Recorded information
-- Start --

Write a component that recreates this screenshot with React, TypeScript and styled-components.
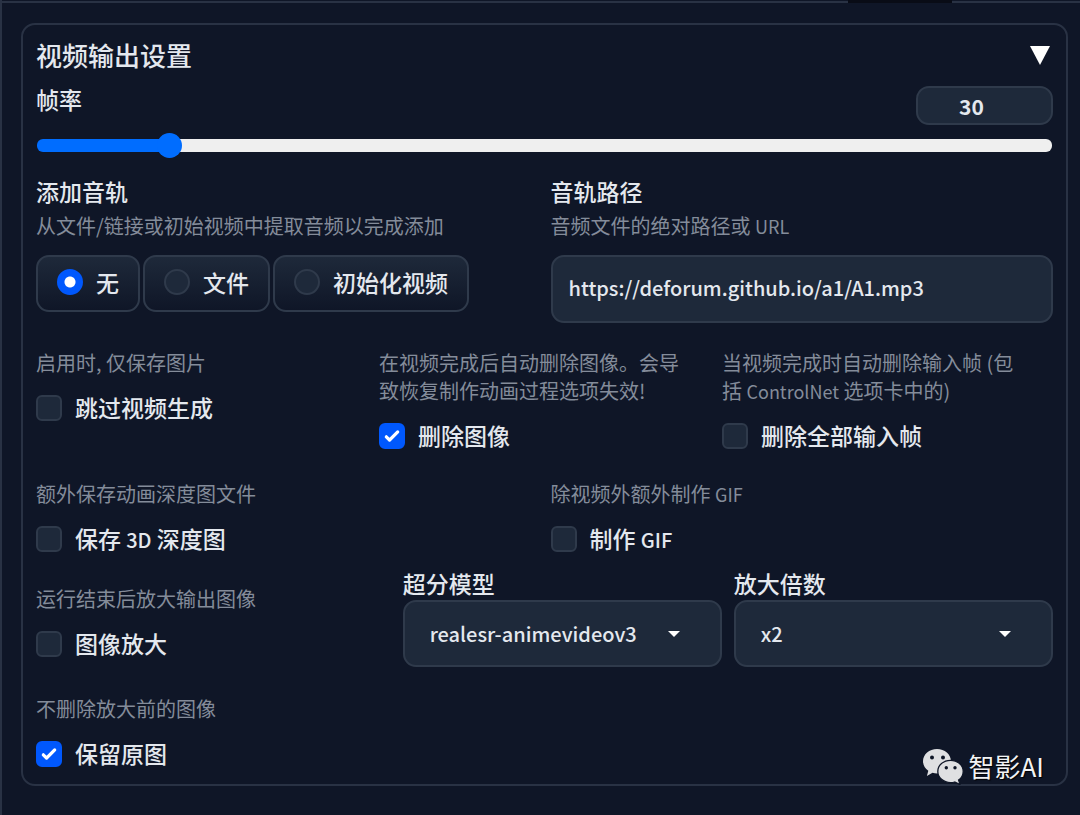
import React, { useId, useState } from 'react';
import styled, { createGlobalStyle } from 'styled-components';

const color = {
  page: '#0f1627',
  line: '#293244',
  field: '#1e293a',
  fieldLine: '#2f3a4b',
  text: '#e4e8ee',
  muted: '#848c9a',
  blue: '#0058fd',
  track: '#006dff',
};

const GlobalStyle = createGlobalStyle`
  *, *::before, *::after { box-sizing: border-box; }
  body {
    margin: 0;
    background: ${color.page};
    color: ${color.text};
    font-family: "Noto Sans CJK SC", "Noto Sans", sans-serif;
    font-size: 23px;
    font-weight: 500;
    line-height: 34px;
  }
  input, select, button { font: inherit; color: inherit; margin: 0; }
`;

const Page = styled.main`
  position: relative;
  min-height: 100vh;
  border-left: 2px solid ${color.line};
`;

const TabStrip = styled.div`
  display: flex;
  height: 3px;
`;

const TabEdge = styled.div<{ $grow?: boolean }>`
  flex: ${(p) => (p.$grow ? '1' : '0 0 128px')};
  border-bottom: 2px solid ${color.line};
`;

const ActiveTab = styled.div`
  flex: 0 0 104px;
  background: #090c16;
`;

const Panel = styled.section`
  margin: 20px 12px 28px 19px;
  padding: 13px;
  border: 2px solid ${color.line};
  border-radius: 14px;
`;

const PanelHeader = styled.button`
  display: flex;
  align-items: center;
  justify-content: space-between;
  width: 100%;
  height: 38px;
  padding: 0 3px 4px 0;
  border: 0;
  background: none;
  font-size: 26px;
  text-align: left;
  cursor: pointer;
`;

const SliderHead = styled.div`
  display: flex;
  justify-content: space-between;
  height: 43px;
  margin-top: 6px;
`;

const NumberInput = styled.input`
  align-self: flex-end;
  width: 137px;
  height: 39px;
  padding: 0 26px 0 0;
  border: 2px solid ${color.fieldLine};
  border-radius: 13px;
  background: ${color.field};
  font-size: 21px;
  font-weight: 700;
  text-align: center;
  appearance: textfield;
  &::-webkit-inner-spin-button { display: none; }
`;

const Range = styled.input`
  display: block;
  appearance: none;
  width: 100%;
  height: 26px;
  margin: 7px 0 16px;
  padding: 0 1px;
  background: none;
  &::-webkit-slider-runnable-track {
    height: 13px;
    border-radius: 6px;
    background: linear-gradient(to right, ${color.track} var(--fill), #efefef var(--fill));
  }
  &::-webkit-slider-thumb {
    appearance: none;
    width: 25px;
    height: 25px;
    margin-top: -6px;
    border-radius: 50%;
    background: ${color.track};
  }
`;

const Row = styled.div<{ $columns: string; $space?: number }>`
  display: grid;
  grid-template-columns: ${(p) => p.$columns};
  gap: 12px;
  margin-top: ${(p) => p.$space ?? 0}px;
`;

const Block = styled.div<{ $drop?: boolean }>`
  min-width: 0;
  padding-top: ${(p) => (p.$drop ? '19px' : '0')};
`;

const Group = styled.fieldset`
  min-width: 0;
  margin: 0;
  padding: 0;
  border: 0;
`;

const Legend = styled.legend`
  padding: 0 0 4px;
`;

const Label = styled.label<{ $spaced?: boolean }>`
  display: block;
  padding-bottom: ${(p) => (p.$spaced ? '4px' : '0')};
`;

const Help = styled.p`
  margin: 0;
  padding-right: 24px;
  color: ${color.muted};
  font-size: 20px;
  font-weight: 400;
  line-height: 28px;
`;

const Latin = styled.span<{ $small?: boolean }>`
  font-size: ${(p) => (p.$small ? '18px' : '20px')};
  line-height: 1;
`;

const Radios = styled.div`
  display: flex;
  gap: 3px;
  margin-top: 15px;
`;

const RadioCard = styled.label`
  display: flex;
  align-items: center;
  gap: 13px;
  height: 57px;
  padding: 0 19px 4px;
  border: 2px solid ${color.fieldLine};
  border-radius: 13px;
  background: linear-gradient(${color.field}, ${color.page});
`;

const Radio = styled.input`
  appearance: none;
  width: 26px;
  height: 26px;
  border: 2px solid ${color.fieldLine};
  border-radius: 50%;
  background: ${color.field};
  &:checked {
    border-color: ${color.blue};
    background: radial-gradient(circle, #fff 5px, ${color.blue} 6px);
  }
`;

const TextInput = styled.input`
  display: block;
  width: 100%;
  height: 68px;
  margin-top: 15px;
  padding: 0 16px 4px;
  border: 2px solid ${color.fieldLine};
  border-radius: 13px;
  background: ${color.field};
  font-size: 20px;
`;

const CheckLabel = styled.label`
  display: flex;
  align-items: center;
  gap: 13px;
  height: 34px;
  margin-top: 14px;
`;

const CheckText = styled.span`
  padding-bottom: 2px;
`;

const CheckBox = styled.span`
  display: grid;
  width: 26px;
  height: 26px;
  > * { grid-area: 1 / 1; }
  svg { pointer-events: none; visibility: hidden; }
  input:checked + svg { visibility: visible; }
`;

const CheckInput = styled.input`
  appearance: none;
  width: 26px;
  height: 26px;
  border: 2px solid ${color.fieldLine};
  border-radius: 6px;
  background: ${color.field};
  &:checked { border-color: ${color.blue}; background: ${color.blue}; }
`;

const SelectBox = styled.div`
  display: grid;
  align-items: center;
  > * { grid-area: 1 / 1; }
  svg { justify-self: end; margin-right: 41px; pointer-events: none; }
`;

const Select = styled.select`
  appearance: none;
  width: 100%;
  height: 67px;
  padding: 0 56px 0 25px;
  border: 2px solid ${color.fieldLine};
  border-radius: 13px;
  background: ${color.field};
  font-size: 20px;
`;

const Watermark = styled.div`
  position: absolute;
  right: 36px;
  bottom: 30px;
  display: flex;
  align-items: center;
  gap: 5px;
  color: #f2f3f5;
  font-size: 26px;
  font-weight: 400;
  line-height: 36px;
  text-shadow: 1px 1px 1px #000;
`;

/* Sets the Latin words of a Chinese sentence a little smaller than the rest. */
function mixed(text: string, small?: boolean) {
  return text.split(/([A-Za-z0-9]+)/).map((part, i) =>
    i % 2 ? (
      <Latin key={i} $small={small}>
        {part}
      </Latin>
    ) : (
      part
    ),
  );
}

function Check({ help, label, checked = false, drop }: { help: string; label: string; checked?: boolean; drop?: boolean }) {
  const id = useId();
  return (
    <Block $drop={drop}>
      <Help id={id}>{mixed(help, true)}</Help>
      <CheckLabel>
        <CheckBox>
          <CheckInput type="checkbox" defaultChecked={checked} aria-describedby={id} />
          <svg width="26" height="26" viewBox="0 0 16 16" fill="#fff" aria-hidden="true">
            <path d="M12.207 4.793a1 1 0 0 1 0 1.414l-5 5a1 1 0 0 1-1.414 0l-2-2a1 1 0 0 1 1.414-1.414L6.5 9.086l4.293-4.293a1 1 0 0 1 1.414 0z" />
          </svg>
        </CheckBox>
        <CheckText>{mixed(label)}</CheckText>
      </CheckLabel>
    </Block>
  );
}

function Dropdown({ label, options }: { label: string; options: string[] }) {
  const id = useId();
  return (
    <Block>
      <Label htmlFor={id}>{label}</Label>
      <SelectBox>
        <Select id={id}>
          {options.map((o) => (
            <option key={o}>{o}</option>
          ))}
        </Select>
        <svg width="14" height="8" viewBox="0 0 14 8" fill="#fff" aria-hidden="true">
          <path d="M1 1h12L7 7z" />
        </svg>
      </SelectBox>
    </Block>
  );
}

function WeChatMark() {
  return (
    <svg width="42" height="38" viewBox="0 0 42 38" aria-hidden="true">
      <path
        fill="#dfe0e2"
        d="M15 2C7.300 2 1 7.300 1 14.200c0 4 2.100 7.300 5.300 9.500L4.900 29l5.600-3.200c1.500.4 3 .6 4.500.6 7.700 0 14-5.400 14-12.200S22.700 2 15 2z"
      />
      <path
        fill="#dfe0e2"
        stroke="#0f1627"
        strokeWidth="1.300"
        d="M28.500 13.300c-7 0-12.700 4.900-12.700 11.100s5.700 11.200 12.700 11.200c1.500 0 2.900-.2 4.200-.6l5.300 2.600-1.400-4.500c2.800-2.100 4.600-5.200 4.600-8.700 0-6.200-5.700-11.100-12.700-11.100z"
      />
      <g fill="#0f1627">
        <circle cx="10" cy="10.500" r="2" />
        <circle cx="21" cy="10.500" r="2" />
        <circle cx="24.300" cy="20.800" r="1.700" />
        <circle cx="33" cy="20.800" r="1.700" />
      </g>
    </svg>
  );
}

const MIN_FPS = 1;
const MAX_FPS = 240;

export default function App() {
  const [fps, setFps] = useState(30);
  const [open, setOpen] = useState(true);
  const fill = { '--fill': `${1 + ((fps - MIN_FPS) / (MAX_FPS - MIN_FPS)) * 98}%` } as React.CSSProperties;

  return (
    <>
      <GlobalStyle />
      <Page>
        <TabStrip>
          <TabEdge $grow />
          <ActiveTab />
          <TabEdge />
        </TabStrip>
        <Panel>
          <PanelHeader type="button" aria-expanded={open} onClick={() => setOpen(!open)}>
            视频输出设置
            <svg width="20" height="20" viewBox="0 0 20 20" fill="#fff" aria-hidden="true">
              <path d="M0 1h20L10 20z" />
            </svg>
          </PanelHeader>
          {open && (
            <>
              <SliderHead>
                <Label htmlFor="fps">帧率</Label>
                <NumberInput
                  id="fps"
                  type="number"
                  min={MIN_FPS}
                  max={MAX_FPS}
                  value={fps}
                  onChange={(e) => setFps(Number(e.target.value))}
                />
              </SliderHead>
              <Range
                type="range"
                aria-label="帧率"
                min={MIN_FPS}
                max={MAX_FPS}
                value={fps}
                style={fill}
                onChange={(e) => setFps(Number(e.target.value))}
              />
              <Row $columns="1fr 1fr">
                <Group>
                  <Legend>添加音轨</Legend>
                  <Help>从文件/链接或初始视频中提取音频以完成添加</Help>
                  <Radios>
                    {['无', '文件', '初始化视频'].map((name, i) => (
                      <RadioCard key={name}>
                        <Radio type="radio" name="soundtrack" defaultChecked={i === 0} />
                        {name}
                      </RadioCard>
                    ))}
                  </Radios>
                </Group>
                <Block>
                  <Label htmlFor="path" $spaced>音轨路径</Label>
                  <Help>{mixed('音频文件的绝对路径或 URL', true)}</Help>
                  <TextInput id="path" type="text" defaultValue="https://deforum.github.io/a1/A1.mp3" />
                </Block>
              </Row>
              <Row $columns="1fr 1fr 1fr" $space={26}>
                <Check help="启用时, 仅保存图片" label="跳过视频生成" />
                <Check help="在视频完成后自动删除图像。会导致恢复制作动画过程选项失效!" label="删除图像" checked />
                <Check help="当视频完成时自动删除输入帧 (包括 ControlNet 选项卡中的)" label="删除全部输入帧" />
              </Row>
              <Row $columns="1fr 1fr" $space={27}>
                <Check help="额外保存动画深度图文件" label="保存 3D 深度图" />
                <Check help="除视频外额外制作 GIF" label="制作 GIF" />
              </Row>
              <Row $columns="10fr 9fr 9fr" $space={10}>
                <Check help="运行结束后放大输出图像" label="图像放大" drop />
                <Dropdown label="超分模型" options={['realesr-animevideov3', 'realesrgan-x4plus']} />
                <Dropdown label="放大倍数" options={['x2', 'x3', 'x4']} />
              </Row>
              <Row $columns="1fr" $space={28}>
                <Check help="不删除放大前的图像" label="保留原图" checked />
              </Row>
            </>
          )}
        </Panel>
        <Watermark>
          <WeChatMark />
          智影AI
        </Watermark>
      </Page>
    </>
  );
}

-- End --

Requirement
Find all lines where the word "components" appears. Copy them.

The result
Write a component that recreates this screenshot with React, TypeScript and styled-components.
import styled, { createGlobalStyle } from 'styled-components';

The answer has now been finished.